Source material:
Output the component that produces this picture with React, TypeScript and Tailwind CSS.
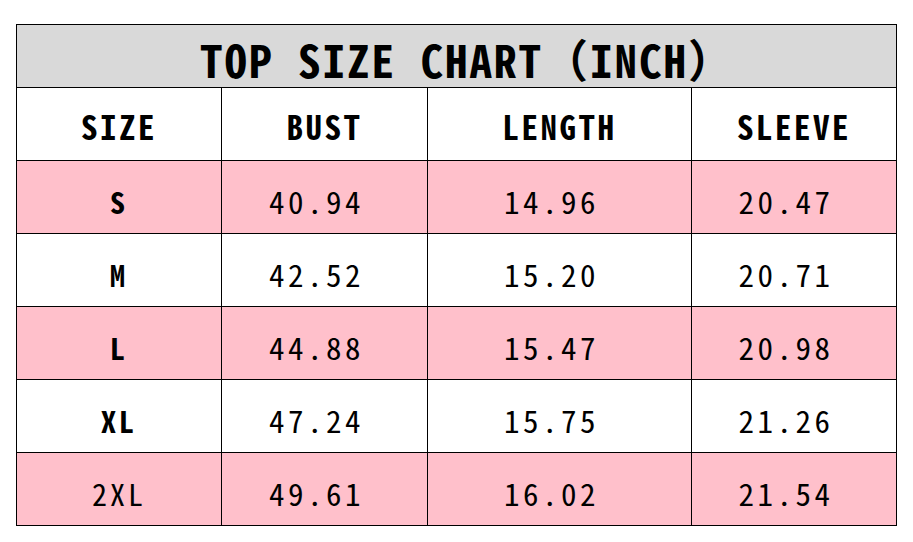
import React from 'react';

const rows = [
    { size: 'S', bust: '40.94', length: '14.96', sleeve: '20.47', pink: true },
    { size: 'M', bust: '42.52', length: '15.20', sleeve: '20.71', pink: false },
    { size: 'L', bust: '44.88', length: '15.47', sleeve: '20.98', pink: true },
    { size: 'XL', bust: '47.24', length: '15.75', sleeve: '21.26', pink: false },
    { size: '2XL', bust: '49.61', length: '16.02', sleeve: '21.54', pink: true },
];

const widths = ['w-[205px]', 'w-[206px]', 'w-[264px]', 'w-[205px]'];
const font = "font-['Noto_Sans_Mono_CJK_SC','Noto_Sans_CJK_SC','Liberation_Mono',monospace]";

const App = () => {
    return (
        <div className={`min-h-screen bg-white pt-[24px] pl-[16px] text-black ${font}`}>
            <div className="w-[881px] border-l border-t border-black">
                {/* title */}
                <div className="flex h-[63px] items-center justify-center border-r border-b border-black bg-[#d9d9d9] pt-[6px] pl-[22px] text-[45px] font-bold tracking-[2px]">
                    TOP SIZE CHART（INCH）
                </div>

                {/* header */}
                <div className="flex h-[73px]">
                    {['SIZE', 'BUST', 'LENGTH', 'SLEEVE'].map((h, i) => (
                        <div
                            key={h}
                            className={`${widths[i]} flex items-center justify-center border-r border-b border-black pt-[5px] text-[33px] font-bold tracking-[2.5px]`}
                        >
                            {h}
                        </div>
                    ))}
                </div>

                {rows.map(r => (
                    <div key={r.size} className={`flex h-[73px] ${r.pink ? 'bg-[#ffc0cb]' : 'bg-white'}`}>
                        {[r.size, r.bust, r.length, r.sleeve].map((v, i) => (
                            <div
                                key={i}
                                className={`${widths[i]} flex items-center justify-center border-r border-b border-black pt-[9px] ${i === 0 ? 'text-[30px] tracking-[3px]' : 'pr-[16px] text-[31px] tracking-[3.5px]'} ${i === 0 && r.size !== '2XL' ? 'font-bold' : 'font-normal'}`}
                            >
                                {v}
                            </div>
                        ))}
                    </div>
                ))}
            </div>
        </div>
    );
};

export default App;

Task prompt:
Images in the data above are to be skipped. Retype all other material exactly.

Written reply:
Output the component that produces this picture with React, TypeScript and Tailwind CSS.
import React from 'react';

const rows = [
    { size: 'S', bust: '40.94', length: '14.96', sleeve: '20.47', pink: true },
    { size: 'M', bust: '42.52', length: '15.20', sleeve: '20.71', pink: false },
    { size: 'L', bust: '44.88', length: '15.47', sleeve: '20.98', pink: true },
    { size: 'XL', bust: '47.24', length: '15.75', sleeve: '21.26', pink: false },
    { size: '2XL', bust: '49.61', length: '16.02', sleeve: '21.54', pink: true },
];

const widths = ['w-[205px]', 'w-[206px]', 'w-[264px]', 'w-[205px]'];
const font = "font-['Noto_Sans_Mono_CJK_SC','Noto_Sans_CJK_SC','Liberation_Mono',monospace]";

const App = () => {
    return (
        <div className={`min-h-screen bg-white pt-[24px] pl-[16px] text-black ${font}`}>
            <div className="w-[881px] border-l border-t border-black">
                {/* title */}
                <div className="flex h-[63px] items-center justify-center border-r border-b border-black bg-[#d9d9d9] pt-[6px] pl-[22px] text-[45px] font-bold tracking-[2px]">
                    TOP SIZE CHART（INCH）
                </div>

                {/* header */}
                <div className="flex h-[73px]">
                    {['SIZE', 'BUST', 'LENGTH', 'SLEEVE'].map((h, i) => (
                        <div
                            key={h}
                            className={`${widths[i]} flex items-center justify-center border-r border-b border-black pt-[5px] text-[33px] font-bold tracking-[2.5px]`}
                        >
                            {h}
                        </div>
                    ))}
                </div>

                {rows.map(r => (
                    <div key={r.size} className={`flex h-[73px] ${r.pink ? 'bg-[#ffc0cb]' : 'bg-white'}`}>
                        {[r.size, r.bust, r.length, r.sleeve].map((v, i) => (
                            <div
                                key={i}
                                className={`${widths[i]} flex items-center justify-center border-r border-b border-black pt-[9px] ${i === 0 ? 'text-[30px] tracking-[3px]' : 'pr-[16px] text-[31px] tracking-[3.5px]'} ${i === 0 && r.size !== '2XL' ? 'font-bold' : 'font-normal'}`}
                            >
                                {v}
                            </div>
                        ))}
                    </div>
                ))}
            </div>
        </div>
    );
};

export default App;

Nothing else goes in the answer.